** begin **

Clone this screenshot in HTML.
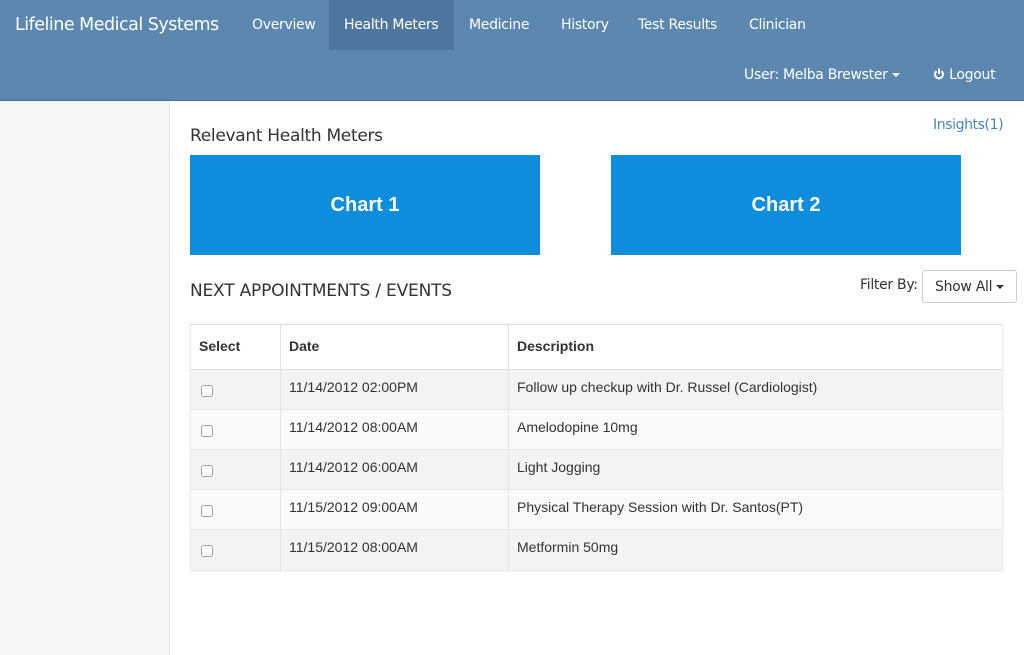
<!DOCTYPE html>
<html><head><meta charset="utf-8"><style>
*{margin:0;padding:0;box-sizing:border-box}
body{width:1024px;height:655px;overflow:hidden;background:#fff;font-family:"Liberation Sans",sans-serif;position:relative}
.nav{position:absolute;left:0;top:0;width:1024px;height:101px;background:#5c87ae;border-bottom:1px solid #4a6f93}
.nav span{position:absolute;color:#fff;font-family:"DejaVu Sans","Liberation Sans",sans-serif;font-size:14px;top:17px;letter-spacing:-0.3px}
.brand{font-size:17.5px!important;left:15px;top:15px!important;letter-spacing:-0.5px!important}
.active{position:absolute;left:329px;top:0;width:125px;height:50px;background:#4f769e}
.side{position:absolute;left:0;top:101px;width:170px;height:554px;background:#f5f5f5;border-right:1px solid #e6e6e6}
.t{position:absolute;font-family:"DejaVu Sans","Liberation Sans",sans-serif;color:#333}
.chart{position:absolute;top:155px;width:350px;height:100px;background:#0f8ddd;color:#fff;font-weight:bold;font-size:20px;text-align:center;line-height:100px}
table{position:absolute;left:190px;top:324px;width:813px;border-collapse:collapse;font-size:14px;color:#333;box-shadow:0 1px 2px rgba(0,0,0,.12)}
td,th{height:40px;border-left:1px solid #e3e3e3;border-top:1px solid #e8e8e8;text-align:left;vertical-align:top;padding:9px 8px 0}
th{height:45px;padding-top:13px;border-top:1px solid #ddd;border-bottom:1px solid #ddd}
tr td:first-child,tr th:first-child{border-left:1px solid #eee}
tr td:last-child,tr th:last-child{border-right:1px solid #eee}
tr:nth-child(even) td{background:#f3f3f3}
tr:nth-child(odd) td{background:#fafafa}
.cb{display:inline-block;width:12px;height:12px;border:1px solid #a0a0a0;border-radius:3px;background:#fff;margin:6px 0 0 2px}
</style></head><body>
<div class="nav">
<div class="active"></div>
<span class="brand">Lifeline Medical Systems</span>
<span style="left:252px">Overview</span>
<span style="left:344px">Health Meters</span>
<span style="left:469px">Medicine</span>
<span style="left:561px">History</span>
<span style="left:638px">Test Results</span>
<span style="left:749px">Clinician</span>
<span style="left:744px;top:67px">User: Melba Brewster <span style="position:static;display:inline-block;border-left:4px solid transparent;border-right:4px solid transparent;border-top:4px solid #fff;vertical-align:middle"></span></span>
<span style="left:933px;top:67px"><svg width="12" height="12" viewBox="0 0 12 12" style="vertical-align:-1px"><path d="M3.5 3.2A4 4 0 1 0 8.5 3.2" fill="none" stroke="#fff" stroke-width="2"/><path d="M6 0.5V6" stroke="#fff" stroke-width="2"/></svg> Logout</span>
</div>
<div class="side"></div>
<div class="t" style="left:190px;top:126px;font-size:17px;letter-spacing:-0.3px">Relevant Health Meters</div>
<div class="t" style="left:933px;top:117px;font-size:14px;color:#4a86c0;letter-spacing:-0.4px">Insights(1)</div>
<div class="chart" style="left:190px">Chart 1</div>
<div class="chart" style="left:611px">Chart 2</div>
<div class="t" style="left:190px;top:281px;font-size:17px;letter-spacing:-0.2px">NEXT APPOINTMENTS / EVENTS</div>
<div class="t" style="left:860px;top:277px;font-size:14px;letter-spacing:-0.3px">Filter By:</div>
<div class="t" style="left:922px;top:270px;width:95px;height:33px;border:1px solid #ccc;border-radius:3px;font-size:14px;padding:8px 0 0 12px;letter-spacing:-0.3px">Show All <span style="display:inline-block;border-left:4px solid transparent;border-right:4px solid transparent;border-top:4px solid #333;vertical-align:middle"></span></div>
<table>
<tr><th style="width:90px">Select</th><th style="width:228px">Date</th><th>Description</th></tr>
<tr><td><span class="cb"></span></td><td>11/14/2012 02:00PM</td><td>Follow up checkup with Dr. Russel (Cardiologist)</td></tr>
<tr><td><span class="cb"></span></td><td>11/14/2012 08:00AM</td><td>Amelodopine 10mg</td></tr>
<tr><td><span class="cb"></span></td><td>11/14/2012 06:00AM</td><td>Light Jogging</td></tr>
<tr><td><span class="cb"></span></td><td>11/15/2012 09:00AM</td><td>Physical Therapy Session with Dr. Santos(PT)</td></tr>
<tr><td><span class="cb"></span></td><td>11/15/2012 08:00AM</td><td>Metformin 50mg</td></tr>
</table>
</body></html>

** end **

[SET TASK]:
Copy the listing in full and without alteration, omitting every picture.

[OUTPUT FOR THIS EXERCISE]:
Clone this screenshot in HTML.
<!DOCTYPE html>
<html><head><meta charset="utf-8"><style>
*{margin:0;padding:0;box-sizing:border-box}
body{width:1024px;height:655px;overflow:hidden;background:#fff;font-family:"Liberation Sans",sans-serif;position:relative}
.nav{position:absolute;left:0;top:0;width:1024px;height:101px;background:#5c87ae;border-bottom:1px solid #4a6f93}
.nav span{position:absolute;color:#fff;font-family:"DejaVu Sans","Liberation Sans",sans-serif;font-size:14px;top:17px;letter-spacing:-0.3px}
.brand{font-size:17.5px!important;left:15px;top:15px!important;letter-spacing:-0.5px!important}
.active{position:absolute;left:329px;top:0;width:125px;height:50px;background:#4f769e}
.side{position:absolute;left:0;top:101px;width:170px;height:554px;background:#f5f5f5;border-right:1px solid #e6e6e6}
.t{position:absolute;font-family:"DejaVu Sans","Liberation Sans",sans-serif;color:#333}
.chart{position:absolute;top:155px;width:350px;height:100px;background:#0f8ddd;color:#fff;font-weight:bold;font-size:20px;text-align:center;line-height:100px}
table{position:absolute;left:190px;top:324px;width:813px;border-collapse:collapse;font-size:14px;color:#333;box-shadow:0 1px 2px rgba(0,0,0,.12)}
td,th{height:40px;border-left:1px solid #e3e3e3;border-top:1px solid #e8e8e8;text-align:left;vertical-align:top;padding:9px 8px 0}
th{height:45px;padding-top:13px;border-top:1px solid #ddd;border-bottom:1px solid #ddd}
tr td:first-child,tr th:first-child{border-left:1px solid #eee}
tr td:last-child,tr th:last-child{border-right:1px solid #eee}
tr:nth-child(even) td{background:#f3f3f3}
tr:nth-child(odd) td{background:#fafafa}
.cb{display:inline-block;width:12px;height:12px;border:1px solid #a0a0a0;border-radius:3px;background:#fff;margin:6px 0 0 2px}
</style></head><body>
<div class="nav">
<div class="active"></div>
<span class="brand">Lifeline Medical Systems</span>
<span style="left:252px">Overview</span>
<span style="left:344px">Health Meters</span>
<span style="left:469px">Medicine</span>
<span style="left:561px">History</span>
<span style="left:638px">Test Results</span>
<span style="left:749px">Clinician</span>
<span style="left:744px;top:67px">User: Melba Brewster <span style="position:static;display:inline-block;border-left:4px solid transparent;border-right:4px solid transparent;border-top:4px solid #fff;vertical-align:middle"></span></span>
<span style="left:933px;top:67px"><svg width="12" height="12" viewBox="0 0 12 12" style="vertical-align:-1px"><path d="M3.5 3.2A4 4 0 1 0 8.5 3.2" fill="none" stroke="#fff" stroke-width="2"/><path d="M6 0.5V6" stroke="#fff" stroke-width="2"/></svg> Logout</span>
</div>
<div class="side"></div>
<div class="t" style="left:190px;top:126px;font-size:17px;letter-spacing:-0.3px">Relevant Health Meters</div>
<div class="t" style="left:933px;top:117px;font-size:14px;color:#4a86c0;letter-spacing:-0.4px">Insights(1)</div>
<div class="chart" style="left:190px">Chart 1</div>
<div class="chart" style="left:611px">Chart 2</div>
<div class="t" style="left:190px;top:281px;font-size:17px;letter-spacing:-0.2px">NEXT APPOINTMENTS / EVENTS</div>
<div class="t" style="left:860px;top:277px;font-size:14px;letter-spacing:-0.3px">Filter By:</div>
<div class="t" style="left:922px;top:270px;width:95px;height:33px;border:1px solid #ccc;border-radius:3px;font-size:14px;padding:8px 0 0 12px;letter-spacing:-0.3px">Show All <span style="display:inline-block;border-left:4px solid transparent;border-right:4px solid transparent;border-top:4px solid #333;vertical-align:middle"></span></div>
<table>
<tr><th style="width:90px">Select</th><th style="width:228px">Date</th><th>Description</th></tr>
<tr><td><span class="cb"></span></td><td>11/14/2012 02:00PM</td><td>Follow up checkup with Dr. Russel (Cardiologist)</td></tr>
<tr><td><span class="cb"></span></td><td>11/14/2012 08:00AM</td><td>Amelodopine 10mg</td></tr>
<tr><td><span class="cb"></span></td><td>11/14/2012 06:00AM</td><td>Light Jogging</td></tr>
<tr><td><span class="cb"></span></td><td>11/15/2012 09:00AM</td><td>Physical Therapy Session with Dr. Santos(PT)</td></tr>
<tr><td><span class="cb"></span></td><td>11/15/2012 08:00AM</td><td>Metformin 50mg</td></tr>
</table>
</body></html>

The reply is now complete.